Two weeks ago I wrote about the gentile prophet Balaam. I said that we perceive him to be an evil person, but I'm sure that some people can disagree with this and claim that he was actually righteous, because he believed in G-d, and he constantly and repeatedly told King Balak of Moab that he would only say that which G-d puts in his mouth. So far so good - wonderful. But really, if you give this whole episode another look, you realize that something is very wrong with this picture. King Balak wanted to curse the People of Israel to bring a calamity, a disaster upon them. This is a horrible thing. And he tried to get prophet Balaam to help with it - so that he would curse them for him. Balaam should have said right then and there: No! I cannot do so. They didn't do anything to harm you to deserve this. But instead he said: OK, but let me ask G-d first. Can you imagine? If someone would have told you to kill an innocent person - instead of saying 'no', you would ask G-d for permission to do it, and not just once? Again and again and again? To defend Balaam, you can say that he knew G-d wouldn't allow this. If this is the case, then why did he ask Him in the first place, and so many times at that? You can also claim that he didn't have any choice. The mighty King Balak asked him to do it, and it was dangerous for him to disobey him. Wrong again! In the end, when Balaam blessed Israel instead of cursing them, King Balak was not happy, but there was no punishment or revenge to Balaam. They parted peacefully. Balak was king of Moab, and Balaam was from another nation, Midian. So no excuses for Balaam. But if you needed more proof than that to indict Balaam, it comes in this week's Portion.
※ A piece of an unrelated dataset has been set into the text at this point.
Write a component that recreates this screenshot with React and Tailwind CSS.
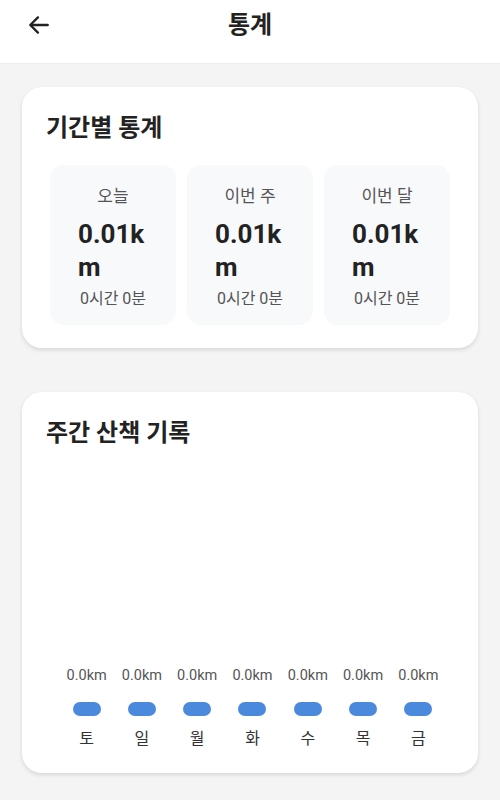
import React from "react";

const font = { fontFamily: "Roboto, 'Noto Sans CJK KR', sans-serif" };

const periods = [
    { label: "오늘", distance: "0.01km", time: "0시간 0분" },
    { label: "이번 주", distance: "0.01km", time: "0시간 0분" },
    { label: "이번 달", distance: "0.01km", time: "0시간 0분" },
];

const days = ["토", "일", "월", "화", "수", "목", "금"];

const PeriodBox = ({ label, distance, time }) => (
    <div className="flex flex-col items-center bg-[#f8f9fb] rounded-[14px] px-[28px] pt-[19px] pb-[15px]">
        <span className="text-[17px] leading-[24px] text-[#555]">{label}</span>
        <span className="mt-[10px] text-[26px] leading-[33px] font-bold text-[#222] break-all">
            {distance}
        </span>
        <span className="mt-[4px] text-[16px] leading-[22px] text-[#555] whitespace-nowrap">{time}</span>
    </div>
);

const App = () => {
    return (
        <div className="min-h-[800px] bg-[#f4f4f4]" style={font}>
            {/* Header */}
            <header className="relative h-[64px] bg-white border-b border-[#ececec] flex items-center justify-center">
                <button className="absolute left-[26px] top-[12px] text-[#222]">
                    <svg width="26" height="26" viewBox="0 0 24 24" fill="none" stroke="currentColor" strokeWidth="2.2" strokeLinecap="round" strokeLinejoin="round">
                        <path d="M20 12H4.5" />
                        <path d="M11 5l-7 7 7 7" />
                    </svg>
                </button>
                <h1 className="text-[24px] leading-[32px] font-bold text-[#222] -mt-[13px]">통계</h1>
            </header>

            <main className="px-[22px] pt-[23px] flex flex-col gap-[44px]">
                {/* 기간별 통계 */}
                <section className="bg-white rounded-[20px] shadow-[0_2px_4px_rgba(0,0,0,0.12)] px-[24px] pt-[25px] pb-[23px]">
                    <h2 className="text-[24px] leading-[32px] font-bold text-[#222]">기간별 통계</h2>
                    <div className="mt-[21px] mx-[4px] grid grid-cols-3 gap-[11px]">
                        {periods.map((p) => (
                            <PeriodBox key={p.label} {...p} />
                        ))}
                    </div>
                </section>

                {/* 주간 산책 기록 */}
                <section className="bg-white rounded-[20px] shadow-[0_2px_4px_rgba(0,0,0,0.12)] px-[24px] pt-[25px] pb-[24px]">
                    <h2 className="text-[24px] leading-[32px] font-bold text-[#222]">주간 산책 기록</h2>
                    <div className="h-[300px] pl-[13px] pr-[8px] grid grid-cols-7 items-end">
                        {days.map((d) => (
                            <div key={d} className="flex flex-col items-center">
                                <span className="text-[14.5px] leading-[18px] text-[#555]">0.0km</span>
                                <div className="mt-[17px] w-[28px] h-[14px] rounded-full bg-[#4a89dc]" />
                                <span className="mt-[12px] text-[16px] leading-[21px] text-[#333]">{d}</span>
                            </div>
                        ))}
                    </div>
                </section>
            </main>
        </div>
    );
};

export default App;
Do you remember that last week I wrote here that the women of Midian seduced the Israelite men to sin with them, and while doing so - to worship their idol, Peor? This caused thousands and thousands of Israelites to die in a plague, until Pinchas did what he did and stopped the plague. How is this episode related to anything? In this week's Torah Portion we hear that the scheme to make the Israeilte men sin with the Midianite women so that G-d would be angry with us, and punish us as a result - this evil advice came from... Balaam!!! In this week's Torah Portion, in Numbers 32:16, Moses tells the People of Israel about the Midianite women: "Behold, these women caused the children of Israel, through the counsel of Balaam, to revolt so as to be unfaithful to G-d in the Peor incident, so that a plague struck G-d's people". Peor was the Midianite "god", their idol. Do you need any more evidence that Balaam was truly an antisemite who hated G-d's people and wanted to cause them harm?
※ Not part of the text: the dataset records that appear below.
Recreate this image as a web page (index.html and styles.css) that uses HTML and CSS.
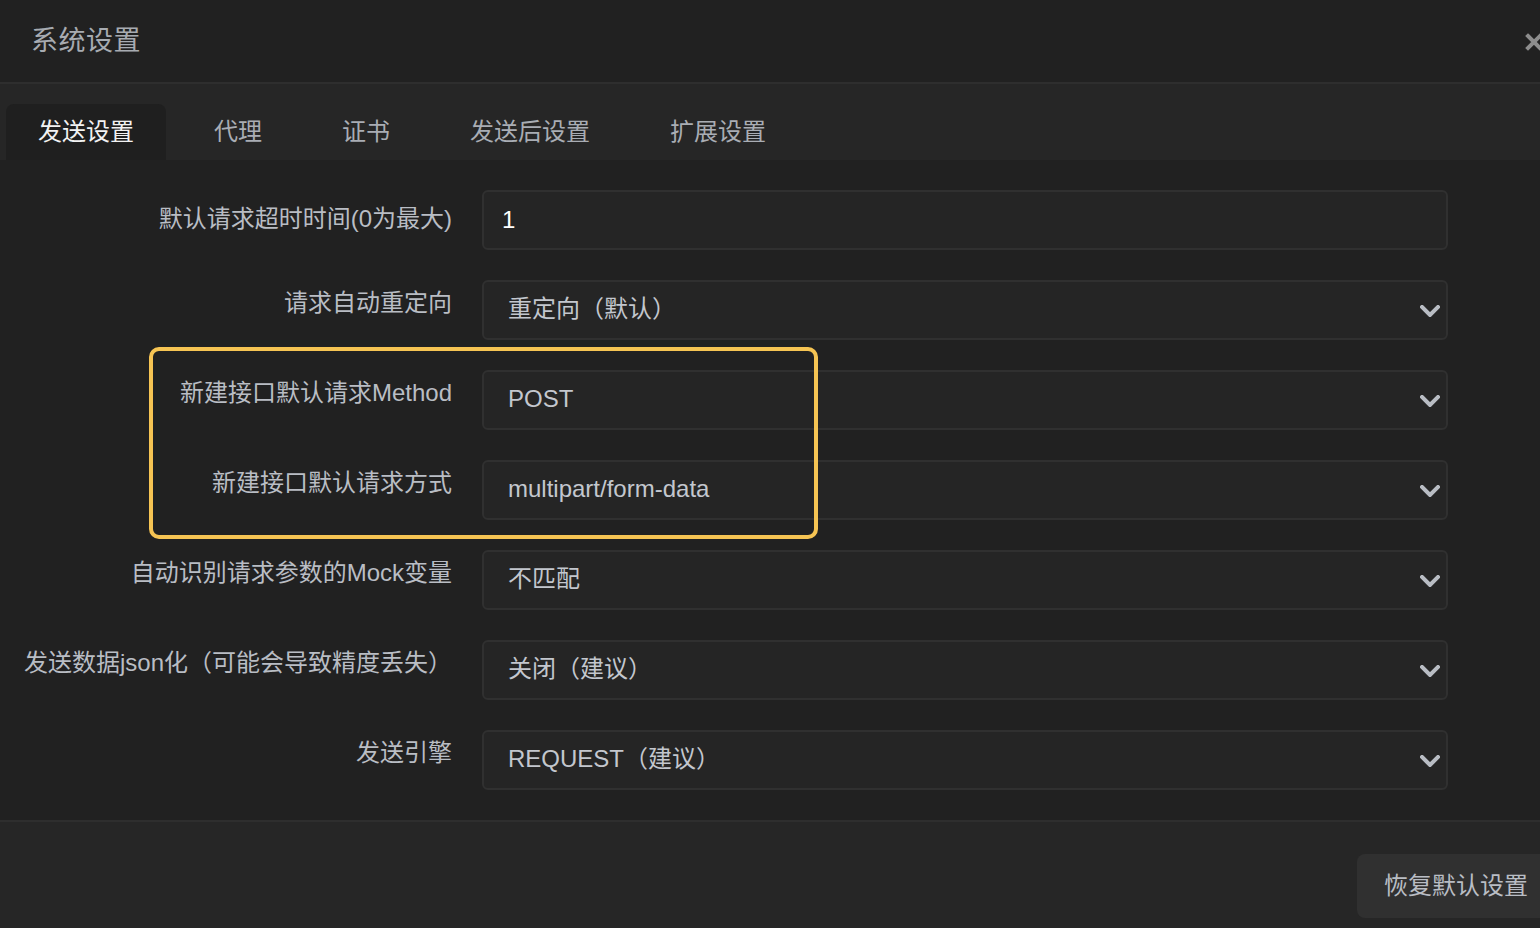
FILE: index.html
```html
<!DOCTYPE html>
<html lang="zh-CN">
<head>
<meta charset="utf-8">
<title>系统设置</title>
<link rel="stylesheet" href="styles.css">
</head>
<body>
<div class="dialog">
  <header class="header">
    <div class="title">系统设置</div>
    <svg class="close" viewBox="0 0 18 18" aria-label="关闭"><path d="M3 3 L15 15 M15 3 L3 15"/></svg>
  </header>
  <nav class="tabs">
    <div class="tab active">发送设置</div>
    <div class="tab">代理</div>
    <div class="tab">证书</div>
    <div class="tab">发送后设置</div>
    <div class="tab">扩展设置</div>
  </nav>
  <section class="form">
    <div class="row">
      <label class="label first">默认请求超时时间(0为最大)</label>
      <div class="field"><span class="value white">1</span></div>
    </div>
    <div class="row">
      <label class="label">请求自动重定向</label>
      <div class="field select"><span class="value">重定向（默认）</span><svg class="chev" viewBox="0 0 20 12"><polyline points="2,2 10,10 18,2"/></svg></div>
    </div>
    <div class="row">
      <label class="label">新建接口默认请求Method</label>
      <div class="field select"><span class="value">POST</span><svg class="chev" viewBox="0 0 20 12"><polyline points="2,2 10,10 18,2"/></svg></div>
    </div>
    <div class="row">
      <label class="label">新建接口默认请求方式</label>
      <div class="field select"><span class="value">multipart/form-data</span><svg class="chev" viewBox="0 0 20 12"><polyline points="2,2 10,10 18,2"/></svg></div>
    </div>
    <div class="row">
      <label class="label">自动识别请求参数的Mock变量</label>
      <div class="field select"><span class="value">不匹配</span><svg class="chev" viewBox="0 0 20 12"><polyline points="2,2 10,10 18,2"/></svg></div>
    </div>
    <div class="row">
      <label class="label">发送数据json化（可能会导致精度丢失）</label>
      <div class="field select"><span class="value">关闭（建议）</span><svg class="chev" viewBox="0 0 20 12"><polyline points="2,2 10,10 18,2"/></svg></div>
    </div>
    <div class="row">
      <label class="label">发送引擎</label>
      <div class="field select"><span class="value">REQUEST（建议）</span><svg class="chev" viewBox="0 0 20 12"><polyline points="2,2 10,10 18,2"/></svg></div>
    </div>
    <div class="highlight"></div>
  </section>
  <footer class="footer">
    <button class="reset">恢复默认设置</button>
  </footer>
</div>
</body>
</html>
```
FILE: styles.css
```css
* { box-sizing: border-box; }
html, body {
  margin: 0;
  padding: 0;
  background: #212121;
  overflow: hidden;
}
body {
  width: 1540px;
  height: 928px;
  font-family: "Liberation Sans", "Noto Sans CJK SC", sans-serif;
}
.dialog {
  display: flex;
  flex-direction: column;
  height: 928px;
}
.header {
  position: relative;
  height: 84px;
  padding-left: 31px;
  display: flex;
  align-items: center;
  padding-bottom: 6px;
  border-bottom: 2px solid #2e2e2e;
  background: #212121;
}
.title {
  font-size: 27px;
  color: #a7abb1;
  font-family: "Noto Sans CJK SC", sans-serif;
  letter-spacing: 0.5px;
}
.close {
  position: absolute;
  left: 1525px;
  top: 33px;
  width: 18px;
  height: 18px;
  fill: none;
  stroke: #8d8d8d;
  stroke-width: 4;
  stroke-linecap: square;
}
.tabs {
  height: 76px;
  background: #262626;
  display: flex;
  align-items: flex-end;
  gap: 16px;
  padding-left: 6px;
}
.tab {
  height: 56px;
  padding: 0 32px 6px;
  display: flex;
  align-items: center;
  font-size: 24px;
  color: #a9adb4;
  font-family: "Noto Sans CJK SC", sans-serif;
  border-radius: 8px 8px 0 0;
}
.tab.active {
  background: #1f1f1f;
  color: #f2f2f2;
}
.form {
  position: relative;
  flex: 1;
  padding: 30px 92px 30px 0;
  display: flex;
  flex-direction: column;
  gap: 30px;
  border-bottom: 2px solid #2e2e2e;
}
.row {
  display: flex;
  height: 60px;
  gap: 30px;
}
.label {
  width: 452px;
  flex-shrink: 0;
  text-align: right;
  font-size: 24px;
  color: #b9bdc4;
  padding-top: 8px;
  line-height: 30px;
  white-space: nowrap;
}
.label.first {
  padding-top: 14px;
}
.field {
  flex: 1;
  height: 60px;
  background: #252525;
  border: 2px solid #303030;
  border-radius: 6px;
  display: flex;
  align-items: center;
  padding: 0 6px 0 24px;
}
.value {
  flex: 1;
  font-size: 24px;
  color: #c3c7ce;
  line-height: 30px;
  padding-bottom: 3px;
}
.value.white {
  color: #ffffff;
  margin-left: -6px;
  padding-bottom: 0;
}
.chev {
  width: 20px;
  height: 12px;
  fill: none;
  stroke: #b9bdc4;
  stroke-width: 4;
  stroke-linecap: square;
  margin-top: 2px;
}
.highlight {
  position: absolute;
  left: 149px;
  top: 187px;
  width: 669px;
  height: 192px;
  border: 4px solid #f6c453;
  border-radius: 10px;
  pointer-events: none;
}
.footer {
  flex: 1;
  background: #262626;
  display: flex;
  justify-content: flex-end;
  align-items: flex-start;
  padding-top: 32px;
}
.reset {
  height: 64px;
  background: #303030;
  border: none;
  border-radius: 8px;
  padding: 0 30px 6px 27px;
  margin-right: -18px;
  font-size: 24px;
  color: #b9bdc4;
  font-family: "Noto Sans CJK SC", sans-serif;
}
```
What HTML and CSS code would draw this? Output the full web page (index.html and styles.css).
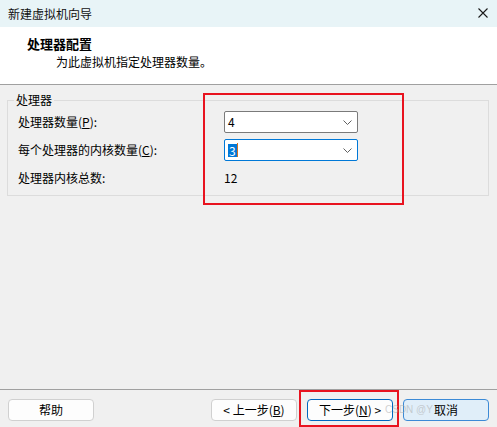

The fact that Balaam talked about G-d doesn't make him a righteous person. Senior Nazi officials were talking about G-d all the time. Hitler in his infamous book, "Mein Kamph", talked about G-d quite a lot. In fact, he saw himself as a messenger of G-d to eradicate the inferior parts of humanity (in his view). He said things like: "I believe today that my conduct is in accordance with the will of the Almighty Creator". "Even today I am not ashamed to say that I fell down on my knees and thanked Heaven from an overflowing heart for granting me the good fortune of being permitted to live at this time". "Anyone who dared to lay hands on the highest image of the Lord commits sacrilege against the benevolent Creator of this miracle and contributes to the expulsion from paradise." In Israel we cannot get our hands on this book - it is forbidden to sell, and I believe it is a respectful gesture for the millions, Jews and non-Jews, who lost their lives due to his distorted worldview. But I read the first volume of the book "The Rise and Fall of the 3rd Reich" and it was abundant with quotes like this from that book.
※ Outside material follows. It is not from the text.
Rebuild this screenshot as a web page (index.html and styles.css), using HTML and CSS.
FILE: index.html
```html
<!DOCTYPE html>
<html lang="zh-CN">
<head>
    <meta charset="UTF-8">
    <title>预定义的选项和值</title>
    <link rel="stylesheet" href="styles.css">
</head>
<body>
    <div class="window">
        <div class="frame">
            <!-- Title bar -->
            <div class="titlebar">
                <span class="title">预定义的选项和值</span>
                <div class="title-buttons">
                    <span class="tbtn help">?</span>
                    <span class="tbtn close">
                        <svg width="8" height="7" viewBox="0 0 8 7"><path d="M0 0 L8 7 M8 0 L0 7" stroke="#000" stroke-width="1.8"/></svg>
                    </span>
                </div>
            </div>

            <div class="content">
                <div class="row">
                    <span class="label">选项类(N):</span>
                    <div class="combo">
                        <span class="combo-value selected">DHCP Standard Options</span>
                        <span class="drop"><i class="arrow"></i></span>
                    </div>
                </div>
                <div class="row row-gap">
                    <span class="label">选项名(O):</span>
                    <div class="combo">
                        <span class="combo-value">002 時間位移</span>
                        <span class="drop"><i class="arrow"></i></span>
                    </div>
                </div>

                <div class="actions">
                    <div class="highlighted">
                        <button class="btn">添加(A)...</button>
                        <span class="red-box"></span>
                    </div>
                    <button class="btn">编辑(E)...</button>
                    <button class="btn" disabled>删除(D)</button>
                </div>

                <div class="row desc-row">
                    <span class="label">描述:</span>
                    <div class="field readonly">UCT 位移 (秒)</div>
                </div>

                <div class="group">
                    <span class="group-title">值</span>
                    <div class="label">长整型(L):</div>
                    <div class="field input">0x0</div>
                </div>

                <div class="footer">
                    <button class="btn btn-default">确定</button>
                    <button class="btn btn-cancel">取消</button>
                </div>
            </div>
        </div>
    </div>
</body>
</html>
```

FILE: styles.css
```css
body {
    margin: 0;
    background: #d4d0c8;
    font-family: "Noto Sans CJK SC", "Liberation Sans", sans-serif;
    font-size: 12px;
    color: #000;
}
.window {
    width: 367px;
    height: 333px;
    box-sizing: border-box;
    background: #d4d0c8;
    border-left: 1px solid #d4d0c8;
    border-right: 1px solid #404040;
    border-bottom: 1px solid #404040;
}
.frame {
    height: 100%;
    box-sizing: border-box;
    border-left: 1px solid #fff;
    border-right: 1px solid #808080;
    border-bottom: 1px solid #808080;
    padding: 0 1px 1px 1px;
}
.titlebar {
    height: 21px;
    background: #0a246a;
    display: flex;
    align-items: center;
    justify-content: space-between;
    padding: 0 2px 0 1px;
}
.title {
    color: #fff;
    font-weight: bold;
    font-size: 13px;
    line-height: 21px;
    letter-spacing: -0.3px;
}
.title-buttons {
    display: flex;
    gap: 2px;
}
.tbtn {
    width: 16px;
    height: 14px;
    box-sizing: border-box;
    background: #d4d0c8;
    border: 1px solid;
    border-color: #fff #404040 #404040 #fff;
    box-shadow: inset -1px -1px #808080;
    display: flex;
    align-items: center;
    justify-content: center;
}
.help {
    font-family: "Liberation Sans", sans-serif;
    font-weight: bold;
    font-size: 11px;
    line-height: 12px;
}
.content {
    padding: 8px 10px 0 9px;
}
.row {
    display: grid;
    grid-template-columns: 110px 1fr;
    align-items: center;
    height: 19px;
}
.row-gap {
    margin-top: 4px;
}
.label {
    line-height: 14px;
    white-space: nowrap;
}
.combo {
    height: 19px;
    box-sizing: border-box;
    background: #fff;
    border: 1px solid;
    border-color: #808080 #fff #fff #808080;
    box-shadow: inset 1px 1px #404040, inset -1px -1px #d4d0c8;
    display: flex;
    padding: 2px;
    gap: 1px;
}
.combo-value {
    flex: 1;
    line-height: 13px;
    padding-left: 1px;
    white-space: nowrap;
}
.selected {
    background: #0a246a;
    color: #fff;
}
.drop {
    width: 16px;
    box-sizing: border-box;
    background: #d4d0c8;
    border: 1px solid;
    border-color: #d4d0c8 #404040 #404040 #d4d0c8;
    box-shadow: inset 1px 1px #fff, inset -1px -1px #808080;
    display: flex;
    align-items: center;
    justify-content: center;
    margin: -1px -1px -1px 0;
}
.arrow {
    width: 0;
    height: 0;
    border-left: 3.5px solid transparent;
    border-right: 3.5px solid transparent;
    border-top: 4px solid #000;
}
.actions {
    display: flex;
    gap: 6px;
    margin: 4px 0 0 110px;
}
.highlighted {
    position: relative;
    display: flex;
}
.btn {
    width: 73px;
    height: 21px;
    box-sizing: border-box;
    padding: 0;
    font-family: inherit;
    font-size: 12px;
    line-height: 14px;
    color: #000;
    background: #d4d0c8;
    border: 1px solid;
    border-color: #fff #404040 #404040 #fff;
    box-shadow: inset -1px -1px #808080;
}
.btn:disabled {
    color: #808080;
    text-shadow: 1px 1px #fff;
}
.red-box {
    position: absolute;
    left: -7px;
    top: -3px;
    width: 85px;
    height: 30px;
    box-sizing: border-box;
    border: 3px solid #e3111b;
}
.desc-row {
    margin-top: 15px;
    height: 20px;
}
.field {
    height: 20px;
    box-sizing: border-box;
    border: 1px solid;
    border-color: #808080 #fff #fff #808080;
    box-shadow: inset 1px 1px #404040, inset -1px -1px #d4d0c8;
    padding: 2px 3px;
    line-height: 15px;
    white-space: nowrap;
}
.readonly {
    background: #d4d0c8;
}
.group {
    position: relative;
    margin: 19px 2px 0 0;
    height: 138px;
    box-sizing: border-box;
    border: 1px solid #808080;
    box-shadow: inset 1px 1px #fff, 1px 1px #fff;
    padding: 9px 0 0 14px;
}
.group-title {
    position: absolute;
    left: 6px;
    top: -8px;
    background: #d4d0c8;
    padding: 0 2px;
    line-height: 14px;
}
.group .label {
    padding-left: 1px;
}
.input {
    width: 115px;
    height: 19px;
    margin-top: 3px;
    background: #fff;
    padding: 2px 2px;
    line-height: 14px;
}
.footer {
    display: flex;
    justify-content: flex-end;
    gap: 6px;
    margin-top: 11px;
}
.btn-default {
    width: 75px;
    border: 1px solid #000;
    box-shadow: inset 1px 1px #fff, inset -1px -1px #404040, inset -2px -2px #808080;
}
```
Adolf Eichmann also talked about G-d in his trial. I was shocked to read it. How can they be so evil and at the same time talk about G-d? Do they think G-d likes their ways? They committed the most horrendous crimes humanity has ever known, and they talked about G-d in the process of doing so. When I think of this, verses from Psalm 50 come to my mind: "But to the evil person G-d says: 'What right have you to recite my laws or take my covenant on your lips? You hate my instruction and cast my words behind you. When you see a thief, you join with him. You throw in your lot with adulterers. You use your mouth for evil and harness your tongue to deceit. You sit and testify against your brother and slander your own mother's son. When you did these things, and I kept silent, you thought I was exactly like you. But I now charge you and set my accusations before you."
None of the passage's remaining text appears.